Event Payload Description
initialised None Emitted when the service has finished initialising.
jobAdded { id } Emitted when a job is added to the service.
jobArchived { id } Emitted when a job is archived.
jobDeleted { id } Emitted when a job is deleted. Only the ID is available at this point and attempts to fetch the job will fail.
jobReset { id } Emitted when a job is reset, made ready for another attempt.
jobStarted { id } Emitted when a job is started.
jobStopped { id } Emitted when a job is stopped (completed / failed etc.)
jobTimeout { id } Emitted when a job times out. Will be emitted along with jobStopped.
jobCompleted { id } Emitted when a job completes successfully. Will be emitted along with jobStopped.
jobFailed { id } Emitted when a job fails to complete successfully. Will be emitted along with jobStopped. May be emitted along with jobTimeout if the job timed-out.
jobUpdated { id, original, updated } Emitted when a job's payload is updated. The payload of the event, along with the job's id, will contain the original job along with the updated job.

Developing

To begin development on Vuples, clone this repository (or your fork) and run npm install in the project directory. Vulpes uses Babel to compile its source files into the dist/ directory. Building occurs automatically upon npm install or npm publish, but you can also run the process manually by executing npm run build. To watch for changes while developing simply run npm run dev.
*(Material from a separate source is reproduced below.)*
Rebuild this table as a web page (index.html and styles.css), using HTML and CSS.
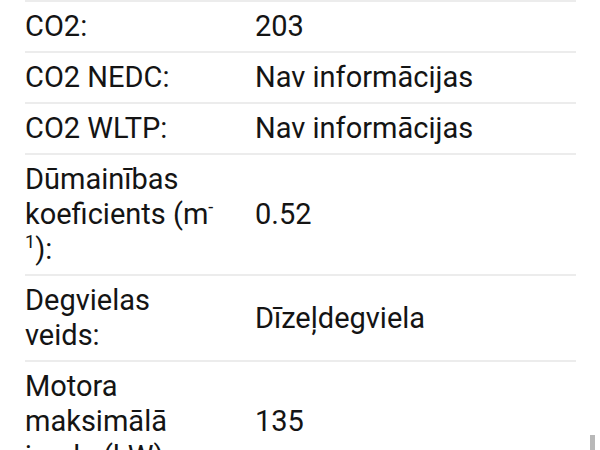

To run the tests, execute npm t - this executes all tests and coverage checks. To run just unit tests or just integration tests, run npm run test:unit or npm run test:integration respectively.

Contributing

We welcome contributions! Please make sure you've run npm install so the precommit hook(s) can run - we perform code formatting before commits are finalised. Keep with the code style and make sure to submit with Linux-style line endings (weird formatting changes etc. will not be accepted).

Be friendly and unassuming - the feature you want may not necessarily align with our goals for the project. Always open an issue first so we can discuss your proposal. We're more than happy to receive feedback and constructive criticism.